* Begin *

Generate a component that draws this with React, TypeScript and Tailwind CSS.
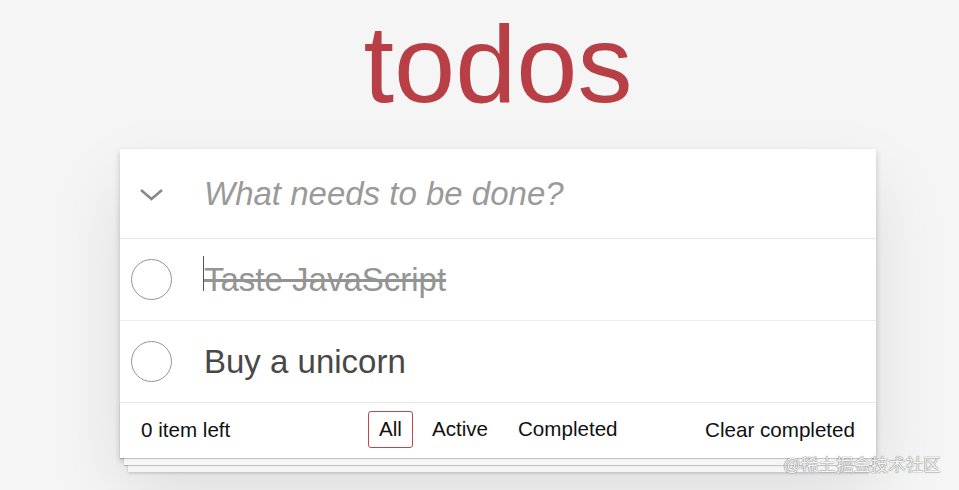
import React from "react";

export default function App() {
  const font = { fontFamily: '"Liberation Sans", Arial, sans-serif' };
  return (
    <div className="relative min-h-[490px] w-full overflow-hidden bg-[#f5f5f5]" style={font}>
      <div className="ml-[120px] w-[756px]">
        <h1 className="pt-[9px] text-center text-[110px] leading-[110px] font-normal text-[#b83f45]">
          todos
        </h1>
        <div className="relative mt-[30px] bg-white shadow-[0_3px_6px_rgba(0,0,0,0.2),0_34px_69px_rgba(0,0,0,0.1)]">
          {/* header */}
          <div className="flex h-[90px] items-center border-b border-[#e6e6e6]">
            <div className="flex w-[84px] justify-start pl-[19px] pt-[3px]">
              <svg width="25" height="14" viewBox="0 0 25 14">
                <polyline points="2,2 12.5,11 23,2" fill="none" stroke="#8a8a8a" strokeWidth="2.6" />
              </svg>
            </div>
            <span className="text-[33px] italic text-[#9a9a9a]">What needs to be done?</span>
          </div>
          {/* item 1 */}
          <div className="flex h-[82px] items-center border-b border-[#ededed]">
            <div className="flex w-[84px] items-center pl-[11px]">
              <div className="h-[41px] w-[41px] rounded-full border border-[#949494]" />
            </div>
            <span className="relative text-[33px] text-[#949494] line-through">
              <span className="absolute left-[-1px] top-[1px] h-[35px] w-px bg-[#555]" />
              Taste JavaScript
            </span>
          </div>
          {/* item 2 */}
          <div className="flex h-[82px] items-center border-b border-[#e6e6e6]">
            <div className="flex w-[84px] items-center pl-[11px]">
              <div className="h-[41px] w-[41px] rounded-full border border-[#949494]" />
            </div>
            <span className="text-[33px] text-[#484848]">Buy a unicorn</span>
          </div>
          {/* footer */}
          <div className="relative flex h-[55px] items-center text-[20.6px] text-[#111]">
            <div className="pointer-events-none absolute bottom-0 left-0 right-0 h-[55px] shadow-[0_1px_1px_rgba(0,0,0,0.2),0_11px_0_-4px_#f6f6f6,0_12px_1px_-4px_rgba(0,0,0,0.2),0_22px_0_-8px_#f6f6f6,0_23px_3px_-8px_rgba(0,0,0,0.2)]" />
            <div className="relative flex h-full w-full items-center bg-white">
              <span className="w-[248px] pl-[21px]">0 item left</span>
              <div className="flex items-center gap-[8px] pb-[2px]">
                <span className="rounded-[3px] border border-[#c0464d] px-[10px] py-[2px]">All</span>
                <span className="rounded-[3px] border border-transparent px-[10px] py-[2px]">Active</span>
                <span className="rounded-[3px] border border-transparent px-[10px] py-[2px]">Completed</span>
              </div>
              <span className="ml-auto pr-[21px]">Clear completed</span>
            </div>
          </div>
        </div>
      </div>
      <div
        className="absolute left-[783px] top-[452px] text-[17.5px] text-[#f3f3f3] [text-shadow:0_0_1px_#777,0_0_1px_#777]"
        style={{ fontFamily: '"Liberation Sans", "Noto Sans CJK SC", sans-serif' }}
      >
        @稀土掘金技术社区
      </div>
    </div>
  );
}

* End *

• _Brief_: Transcribe the listing in full. Omit the pictures and keep every line exact.

• _The reply_:
Generate a component that draws this with React, TypeScript and Tailwind CSS.
import React from "react";

export default function App() {
  const font = { fontFamily: '"Liberation Sans", Arial, sans-serif' };
  return (
    <div className="relative min-h-[490px] w-full overflow-hidden bg-[#f5f5f5]" style={font}>
      <div className="ml-[120px] w-[756px]">
        <h1 className="pt-[9px] text-center text-[110px] leading-[110px] font-normal text-[#b83f45]">
          todos
        </h1>
        <div className="relative mt-[30px] bg-white shadow-[0_3px_6px_rgba(0,0,0,0.2),0_34px_69px_rgba(0,0,0,0.1)]">
          {/* header */}
          <div className="flex h-[90px] items-center border-b border-[#e6e6e6]">
            <div className="flex w-[84px] justify-start pl-[19px] pt-[3px]">
              <svg width="25" height="14" viewBox="0 0 25 14">
                <polyline points="2,2 12.5,11 23,2" fill="none" stroke="#8a8a8a" strokeWidth="2.6" />
              </svg>
            </div>
            <span className="text-[33px] italic text-[#9a9a9a]">What needs to be done?</span>
          </div>
          {/* item 1 */}
          <div className="flex h-[82px] items-center border-b border-[#ededed]">
            <div className="flex w-[84px] items-center pl-[11px]">
              <div className="h-[41px] w-[41px] rounded-full border border-[#949494]" />
            </div>
            <span className="relative text-[33px] text-[#949494] line-through">
              <span className="absolute left-[-1px] top-[1px] h-[35px] w-px bg-[#555]" />
              Taste JavaScript
            </span>
          </div>
          {/* item 2 */}
          <div className="flex h-[82px] items-center border-b border-[#e6e6e6]">
            <div className="flex w-[84px] items-center pl-[11px]">
              <div className="h-[41px] w-[41px] rounded-full border border-[#949494]" />
            </div>
            <span className="text-[33px] text-[#484848]">Buy a unicorn</span>
          </div>
          {/* footer */}
          <div className="relative flex h-[55px] items-center text-[20.6px] text-[#111]">
            <div className="pointer-events-none absolute bottom-0 left-0 right-0 h-[55px] shadow-[0_1px_1px_rgba(0,0,0,0.2),0_11px_0_-4px_#f6f6f6,0_12px_1px_-4px_rgba(0,0,0,0.2),0_22px_0_-8px_#f6f6f6,0_23px_3px_-8px_rgba(0,0,0,0.2)]" />
            <div className="relative flex h-full w-full items-center bg-white">
              <span className="w-[248px] pl-[21px]">0 item left</span>
              <div className="flex items-center gap-[8px] pb-[2px]">
                <span className="rounded-[3px] border border-[#c0464d] px-[10px] py-[2px]">All</span>
                <span className="rounded-[3px] border border-transparent px-[10px] py-[2px]">Active</span>
                <span className="rounded-[3px] border border-transparent px-[10px] py-[2px]">Completed</span>
              </div>
              <span className="ml-auto pr-[21px]">Clear completed</span>
            </div>
          </div>
        </div>
      </div>
      <div
        className="absolute left-[783px] top-[452px] text-[17.5px] text-[#f3f3f3] [text-shadow:0_0_1px_#777,0_0_1px_#777]"
        style={{ fontFamily: '"Liberation Sans", "Noto Sans CJK SC", sans-serif' }}
      >
        @稀土掘金技术社区
      </div>
    </div>
  );
}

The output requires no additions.